Isaiah58-60 WestLoop Why How What. "They will call you the City of the Lord, and Zion of the Holy One of Israel" (Isa 60:14b, NLT). "For the Lord will be your everlasting light. Your days of mourning will come to an end" (Isa 60:20b, NLT).
"In the old order of creation, life was governed rigidly by night and day and unpredictably by the fitfulness of sun and moon. But in the new order of salvation, the ruling principle is the changeless presence of the Lord." Alec Motyer.
Isaiah 60 may be the (best Old Testament) picture of the world to come, i.e., of ultimate reality.
Revelation 21 draws freely for its picture of the radiant city from heaven. Isaiah 56-66 primarily addresses the dispersed Israelites who have returned to Jerusalem from Babylon. But the description in Isaiah 60 point far beyond the return from exile. The walls are not going to be built by Jews but by foreigners, and the gates of the city will ever be open. It is an idealised Jerusalem that is depicted--one that speaks of the eschatological days of redemption and bliss.
Isaiah 60-62 form the center section of the chiastic structure in which chapters 56-66 are arranged. (See the chiasm in Righteousness Precedes Revival.) These three chapters display the glorious future of a Jerusalem in which God's glory shines through his anointed Servant (Isa 61:1-3). That glory is an expression of the reality that will exist when the divine warrior's conqest of sin is complete (Isa 59:17).
What is the world to come like? What is ultimate reality like (in contrast to our present reality, which is often dark, violent, fearsome and evil)?

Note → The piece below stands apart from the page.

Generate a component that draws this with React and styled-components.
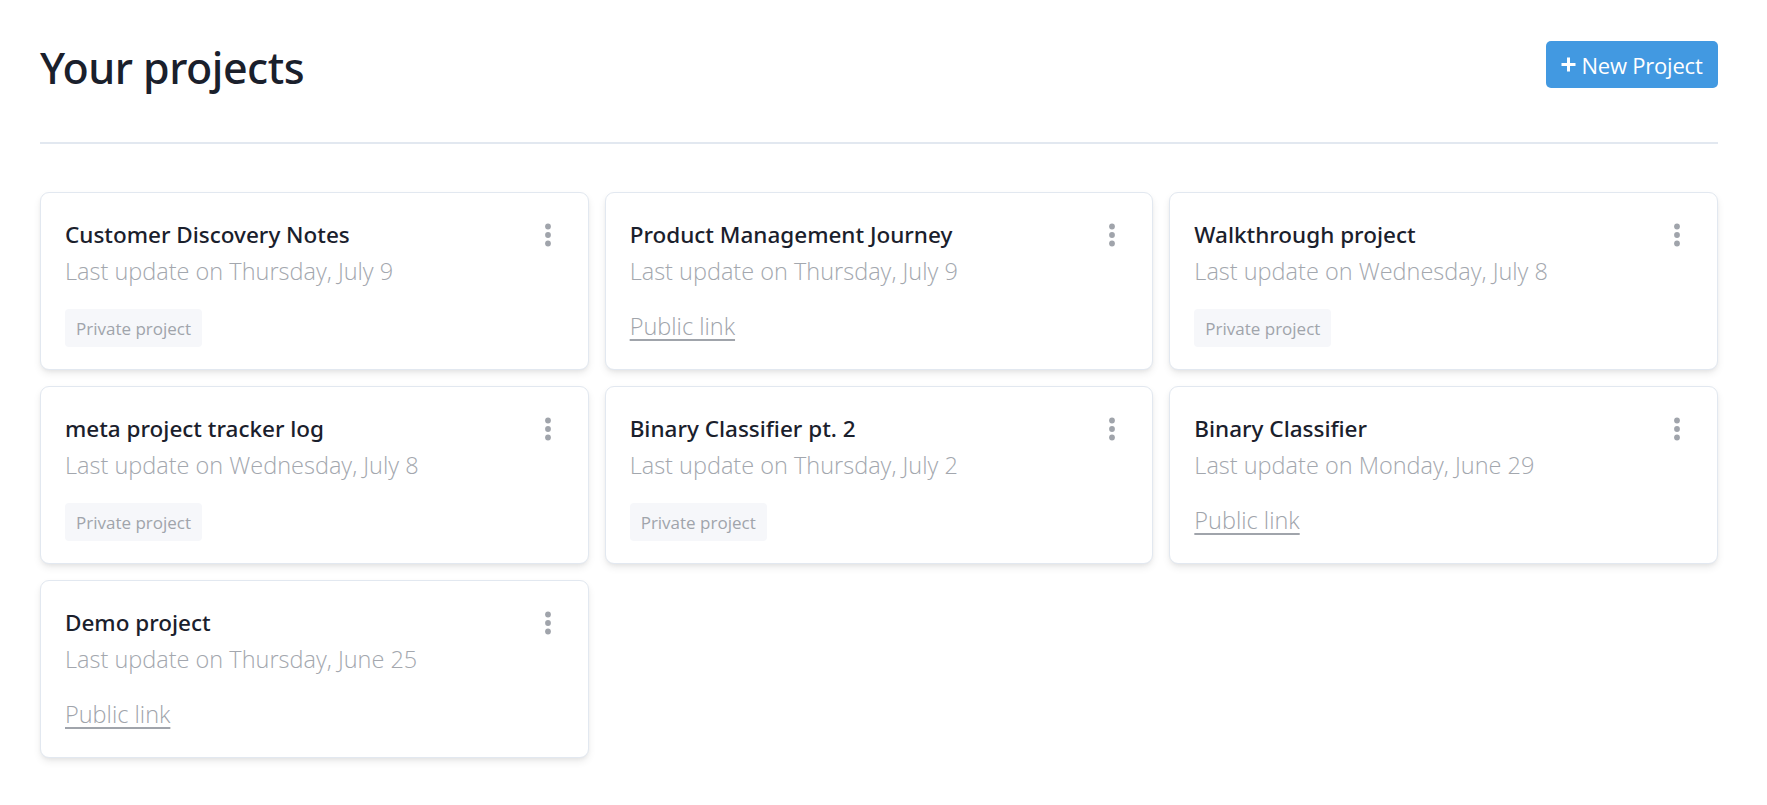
import React from "react";
import styled, { createGlobalStyle } from "styled-components";

const GlobalStyle = createGlobalStyle`
  html, body { margin: 0; padding: 0; background: #ffffff; }
  body { font-family: "Open Sans", "Noto Sans", sans-serif; color: #1a202c; }
  * { box-sizing: border-box; }
`;

const Page = styled.main`
  padding: 30px 49px 40px 40px;
`;

const Header = styled.header`
  display: flex;
  align-items: flex-start;
  justify-content: space-between;
  height: 70px;
  box-sizing: content-box;
  padding-bottom: 42px;
  border-bottom: 2px solid #e2e8f0;
`;

const Title = styled.h1`
  margin: 10px 0 0;
  font-family: "Noto Sans", "Open Sans", sans-serif;
  font-size: 43px;
  line-height: 56px;
  font-weight: 500;
  color: #1a202c;
  letter-spacing: -0.5px;
`;

const NewButton = styled.button`
  display: inline-flex;
  align-items: center;
  justify-content: center;
  gap: 5px;
  height: 47px;
  width: 172px;
  margin-top: 11px;
  border: none;
  border-radius: 5px;
  background: #4299e1;
  color: #ffffff;
  font-family: inherit;
  font-size: 22px;
  font-weight: 400;
  letter-spacing: -0.2px;
  cursor: pointer;
`;

const Grid = styled.section`
  display: grid;
  grid-template-columns: repeat(3, 1fr);
  gap: 16px;
  margin-top: 48px;
`;

const Card = styled.article`
  height: 178px;
  border: 1.5px solid #e2e8f0;
  border-radius: 9px;
  background: #ffffff;
  box-shadow: 0 4px 8px -1px rgba(0, 0, 0, 0.09), 0 2px 4px -1px rgba(0, 0, 0, 0.05);
  padding: 26px 24px 0 24px;
  display: flex;
  flex-direction: column;
`;

const CardHead = styled.div`
  display: flex;
  justify-content: space-between;
  align-items: flex-start;
`;

const CardTitle = styled.h2`
  margin: 0;
  font-family: "Noto Sans", "Open Sans", sans-serif;
  font-size: 22.5px;
  line-height: 32px;
  font-weight: 500;
  color: #1a202c;
`;

const Updated = styled.p`
  margin: 4px 0 0;
  font-size: 23.5px;
  line-height: 32px;
  font-weight: 300;
  color: #a3a7ae;
`;

const Footer = styled.div`
  margin-top: 22px;
  height: 38px;
  display: flex;
  align-items: center;
`;

const Badge = styled.span`
  display: inline-flex;
  align-items: center;
  height: 38px;
  padding: 0 11px;
  border-radius: 4px;
  background: #f6f7fa;
  color: #a0a4ab;
  font-size: 17px;
`;

const PublicLink = styled.a`
  margin-top: -4px;
  font-size: 23.5px;
  font-weight: 300;
  color: #a0a4ab;
  text-decoration: underline;
  text-underline-offset: 4px;
  text-decoration-thickness: 1.5px;
`;

const Kebab = styled.button`
  width: 32px;
  height: 32px;
  border: none;
  background: transparent;
  padding: 0;
  display: flex;
  align-items: center;
  justify-content: center;
  cursor: pointer;
  color: #a0a4ab;
`;

const KebabIcon = () => (
  <svg width="8" height="26" viewBox="0 0 8 26" fill="currentColor">
    <circle cx="4" cy="4.5" r="2.9" />
    <circle cx="4" cy="13" r="2.9" />
    <circle cx="4" cy="21.5" r="2.9" />
  </svg>
);

const PlusIcon = () => (
  <svg width="15" height="15" viewBox="0 0 15 15" fill="none" stroke="currentColor" strokeWidth="3" strokeLinecap="butt">
    <path d="M7.5 0.5v14M0.5 7.5h14" />
  </svg>
);

const projects = [
  { name: "Customer Discovery Notes", date: "Thursday, July 9", isPublic: false },
  { name: "Product Management Journey", date: "Thursday, July 9", isPublic: true },
  { name: "Walkthrough project", date: "Wednesday, July 8", isPublic: false },
  { name: "meta project tracker log", date: "Wednesday, July 8", isPublic: false },
  { name: "Binary Classifier pt. 2", date: "Thursday, July 2", isPublic: false },
  { name: "Binary Classifier", date: "Monday, June 29", isPublic: true },
  { name: "Demo project", date: "Thursday, June 25", isPublic: true },
];

export default function App() {
  return (
    <>
      <GlobalStyle />
      <Page>
        <Header>
          <Title>Your projects</Title>
          <NewButton>
            <PlusIcon />
            New Project
          </NewButton>
        </Header>
        <Grid>
          {projects.map((p) => (
            <Card key={p.name}>
              <CardHead>
                <CardTitle>{p.name}</CardTitle>
                <Kebab aria-label="More options">
                  <KebabIcon />
                </Kebab>
              </CardHead>
              <Updated>Last update on {p.date}</Updated>
              <Footer>
                {p.isPublic ? (
                  <PublicLink href="#">Public link</PublicLink>
                ) : (
                  <Badge>Private project</Badge>
                )}
              </Footer>
            </Card>
          ))}
        </Grid>
      </Page>
    </>
  );
}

"In the last days the mountain of the Lord’s temple will be established as the highest of the mountains; it will be exalted above the hills, and all nations will stream to it. 3 Many peoples will come and say, 'Come, let us go up to the mountain of the Lord, to the temple of the God of Jacob. He will teach us his ways, so that we may walk in his paths.' The law will go out from Zion, the word of the Lord from Jerusalem" (Isa 2:2-3).
"In my vision at night I looked, and there before me was one like a son of man, coming with the clouds of heaven. He approached the Ancient of Days and was led into his presence. 14 He was given authority, glory and sovereign power; all nations and peoples of every language worshiped him. His dominion is an everlasting dominion that will not pass away, and his kingdom is one that will never be destroyed" (Daniel 7:13-14).
"After this I looked, and there before me was a great multitude that no one could count, from every nation, tribe, people and language, standing before the throne and before the Lamb. They were wearing white robes and were holding palm branches in their hands. 10 And they cried out in a loud voice: 'Salvation belongs to our God, who sits on the throne, and to the Lamb'” (Revelation 7:9-10).
"The whole earth will acknowledge the Lord and return to him. All the families of the nations will bow down before him" (Psalm 22:7).
"And being found in appearance as a man, he humbled himself by becoming obedient to death—even death on a cross! 9 Therefore God exalted him to the highest place and gave him the name that is above every name, 10 that at the name of Jesus every knee should bow, in heaven and on earth and under the earth, 11 and every tongue acknowledge that Jesus Christ is Lord, to the glory of God the Father" (Philippians 2:8-11).
- The Divine Warrior (59:12-21)
- Man's sin, rebellion and helplessness (12-15a)
- God--the solitary rescuer (15b-21)
- God amazed (15b-16)
- God acts (17-20): Judgment (17-19) and redemption (20)
- The Spirit and the word (21)
- The City of God (60:1-22)
- God in Zion--God's glory shines (1-3). The glorious light of God's kingdom.
- The world in Zion--God's remnant returns (4-9) and kings of the world submit to God (10-14).
- Zion transformed and enriched--Redemtion and restoration forever (15-22).
What is a covenant (Isa 59:21)? A Biblical covenant is God pledging himself, binding himself to us so that he becomes our God and we become his people. We're made the world a mess. But God's love for us is not a favorable mood swing. He loves us for reasons deep within his own being, and he decalres his love with a solemn oath (Heb 6:13-20). He guarantees our future, and he explains how he's going to get us there. He gives us his Spirit and his Word, and he'll never take them away. We should never separate the Spirit and the Word. God doesn't. And we need both. Without the Spirit, we get dry. Without the Word, we get weird. The Spirit and the Word together are enough to re-create the world.